TASK REQUIREMENTS
Set down the records once more, please, exactly and with the pictures left out.

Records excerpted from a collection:
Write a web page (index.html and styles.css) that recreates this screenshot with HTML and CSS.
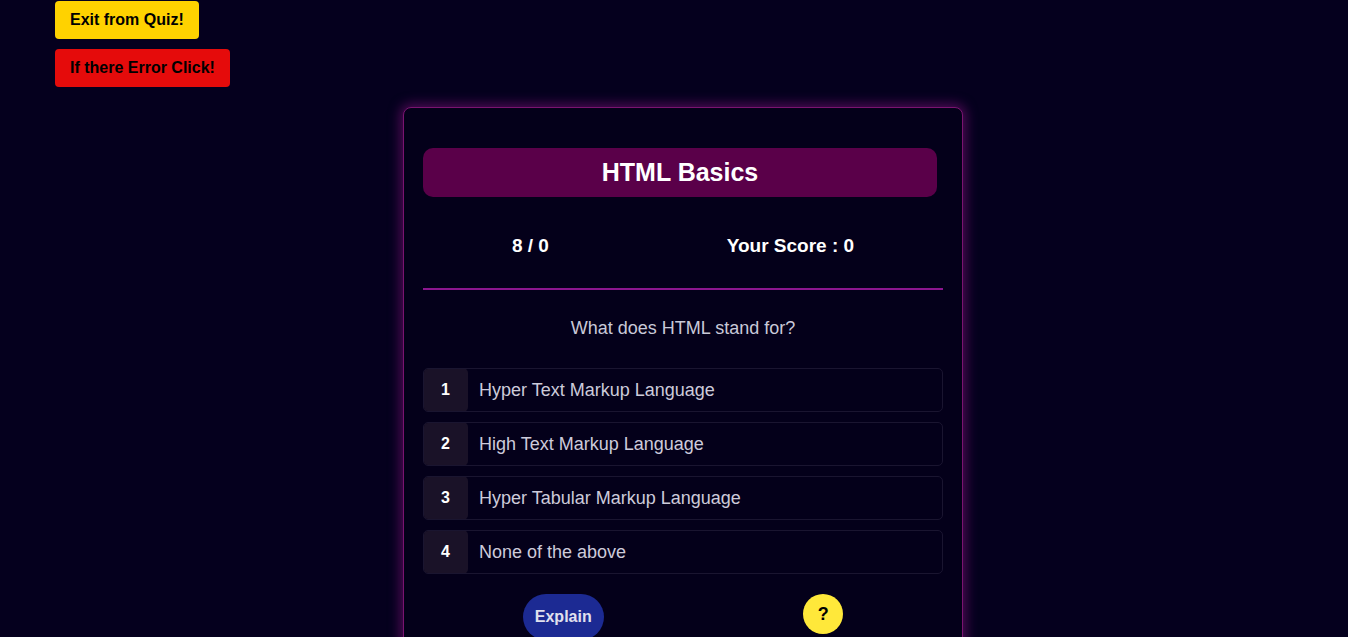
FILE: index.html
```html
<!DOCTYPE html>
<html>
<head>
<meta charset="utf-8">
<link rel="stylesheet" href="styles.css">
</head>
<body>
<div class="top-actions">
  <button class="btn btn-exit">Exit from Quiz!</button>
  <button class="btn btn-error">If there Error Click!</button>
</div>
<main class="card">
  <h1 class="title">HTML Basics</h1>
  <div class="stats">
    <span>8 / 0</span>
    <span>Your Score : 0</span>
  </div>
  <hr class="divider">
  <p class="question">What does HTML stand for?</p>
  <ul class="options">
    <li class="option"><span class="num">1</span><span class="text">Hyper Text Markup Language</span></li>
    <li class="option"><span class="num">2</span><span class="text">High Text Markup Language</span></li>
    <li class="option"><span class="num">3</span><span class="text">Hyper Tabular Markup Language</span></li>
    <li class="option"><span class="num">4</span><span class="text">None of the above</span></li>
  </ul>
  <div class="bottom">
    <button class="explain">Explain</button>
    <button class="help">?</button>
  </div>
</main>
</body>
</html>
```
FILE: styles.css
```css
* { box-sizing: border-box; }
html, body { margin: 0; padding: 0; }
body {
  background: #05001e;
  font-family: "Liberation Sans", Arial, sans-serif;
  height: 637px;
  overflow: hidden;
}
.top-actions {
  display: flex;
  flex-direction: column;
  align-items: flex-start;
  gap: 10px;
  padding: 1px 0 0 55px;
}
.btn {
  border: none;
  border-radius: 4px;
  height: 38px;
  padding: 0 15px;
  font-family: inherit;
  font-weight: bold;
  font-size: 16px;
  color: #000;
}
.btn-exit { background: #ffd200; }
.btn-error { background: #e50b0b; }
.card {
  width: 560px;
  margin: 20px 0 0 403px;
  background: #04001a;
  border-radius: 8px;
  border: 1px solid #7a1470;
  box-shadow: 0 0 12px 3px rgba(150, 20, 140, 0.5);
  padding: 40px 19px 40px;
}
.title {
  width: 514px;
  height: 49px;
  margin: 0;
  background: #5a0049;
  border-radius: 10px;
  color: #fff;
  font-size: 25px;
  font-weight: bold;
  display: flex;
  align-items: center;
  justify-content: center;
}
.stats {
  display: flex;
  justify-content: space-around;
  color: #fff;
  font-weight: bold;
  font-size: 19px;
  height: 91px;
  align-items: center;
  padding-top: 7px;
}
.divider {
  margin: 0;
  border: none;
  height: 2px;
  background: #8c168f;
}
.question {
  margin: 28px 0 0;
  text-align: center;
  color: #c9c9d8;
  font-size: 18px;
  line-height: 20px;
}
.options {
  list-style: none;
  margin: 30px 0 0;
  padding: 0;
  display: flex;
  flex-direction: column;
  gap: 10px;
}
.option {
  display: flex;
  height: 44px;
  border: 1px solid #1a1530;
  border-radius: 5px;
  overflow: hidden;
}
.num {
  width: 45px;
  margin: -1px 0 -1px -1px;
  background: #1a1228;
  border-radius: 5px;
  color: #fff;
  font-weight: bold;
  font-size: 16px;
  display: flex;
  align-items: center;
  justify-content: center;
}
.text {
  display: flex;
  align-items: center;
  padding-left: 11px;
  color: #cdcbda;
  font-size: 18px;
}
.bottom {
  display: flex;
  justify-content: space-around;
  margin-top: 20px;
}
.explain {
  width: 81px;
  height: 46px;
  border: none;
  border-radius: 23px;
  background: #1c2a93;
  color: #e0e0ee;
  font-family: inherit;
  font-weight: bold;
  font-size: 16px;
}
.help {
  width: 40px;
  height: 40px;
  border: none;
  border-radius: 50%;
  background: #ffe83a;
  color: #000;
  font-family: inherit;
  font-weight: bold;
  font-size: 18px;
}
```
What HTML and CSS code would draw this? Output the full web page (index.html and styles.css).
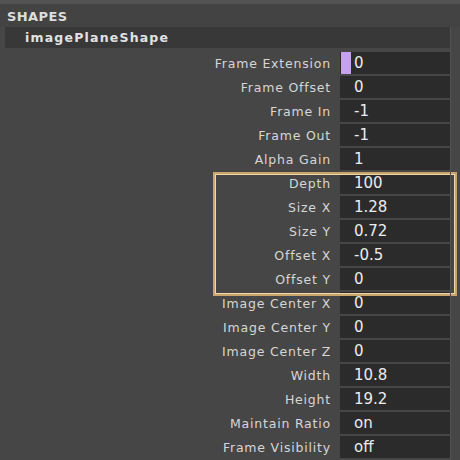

RESPONSE
Write a web page (index.html and styles.css) that recreates this screenshot with HTML and CSS.
FILE: index.html
```html
<!DOCTYPE html>
<html>
<head>
<meta charset="utf-8">
<link rel="stylesheet" href="styles.css">
</head>
<body>
<div class="top-actions">
  <button class="btn btn-exit">Exit from Quiz!</button>
  <button class="btn btn-error">If there Error Click!</button>
</div>
<main class="card">
  <h1 class="title">HTML Basics</h1>
  <div class="stats">
    <span>8 / 0</span>
    <span>Your Score : 0</span>
  </div>
  <hr class="divider">
  <p class="question">What does HTML stand for?</p>
  <ul class="options">
    <li class="option"><span class="num">1</span><span class="text">Hyper Text Markup Language</span></li>
    <li class="option"><span class="num">2</span><span class="text">High Text Markup Language</span></li>
    <li class="option"><span class="num">3</span><span class="text">Hyper Tabular Markup Language</span></li>
    <li class="option"><span class="num">4</span><span class="text">None of the above</span></li>
  </ul>
  <div class="bottom">
    <button class="explain">Explain</button>
    <button class="help">?</button>
  </div>
</main>
</body>
</html>
```
FILE: styles.css
```css
* { box-sizing: border-box; }
html, body { margin: 0; padding: 0; }
body {
  background: #05001e;
  font-family: "Liberation Sans", Arial, sans-serif;
  height: 637px;
  overflow: hidden;
}
.top-actions {
  display: flex;
  flex-direction: column;
  align-items: flex-start;
  gap: 10px;
  padding: 1px 0 0 55px;
}
.btn {
  border: none;
  border-radius: 4px;
  height: 38px;
  padding: 0 15px;
  font-family: inherit;
  font-weight: bold;
  font-size: 16px;
  color: #000;
}
.btn-exit { background: #ffd200; }
.btn-error { background: #e50b0b; }
.card {
  width: 560px;
  margin: 20px 0 0 403px;
  background: #04001a;
  border-radius: 8px;
  border: 1px solid #7a1470;
  box-shadow: 0 0 12px 3px rgba(150, 20, 140, 0.5);
  padding: 40px 19px 40px;
}
.title {
  width: 514px;
  height: 49px;
  margin: 0;
  background: #5a0049;
  border-radius: 10px;
  color: #fff;
  font-size: 25px;
  font-weight: bold;
  display: flex;
  align-items: center;
  justify-content: center;
}
.stats {
  display: flex;
  justify-content: space-around;
  color: #fff;
  font-weight: bold;
  font-size: 19px;
  height: 91px;
  align-items: center;
  padding-top: 7px;
}
.divider {
  margin: 0;
  border: none;
  height: 2px;
  background: #8c168f;
}
.question {
  margin: 28px 0 0;
  text-align: center;
  color: #c9c9d8;
  font-size: 18px;
  line-height: 20px;
}
.options {
  list-style: none;
  margin: 30px 0 0;
  padding: 0;
  display: flex;
  flex-direction: column;
  gap: 10px;
}
.option {
  display: flex;
  height: 44px;
  border: 1px solid #1a1530;
  border-radius: 5px;
  overflow: hidden;
}
.num {
  width: 45px;
  margin: -1px 0 -1px -1px;
  background: #1a1228;
  border-radius: 5px;
  color: #fff;
  font-weight: bold;
  font-size: 16px;
  display: flex;
  align-items: center;
  justify-content: center;
}
.text {
  display: flex;
  align-items: center;
  padding-left: 11px;
  color: #cdcbda;
  font-size: 18px;
}
.bottom {
  display: flex;
  justify-content: space-around;
  margin-top: 20px;
}
.explain {
  width: 81px;
  height: 46px;
  border: none;
  border-radius: 23px;
  background: #1c2a93;
  color: #e0e0ee;
  font-family: inherit;
  font-weight: bold;
  font-size: 16px;
}
.help {
  width: 40px;
  height: 40px;
  border: none;
  border-radius: 50%;
  background: #ffe83a;
  color: #000;
  font-family: inherit;
  font-weight: bold;
  font-size: 18px;
}
```
What HTML and CSS code would draw this? Output the full web page (index.html and styles.css).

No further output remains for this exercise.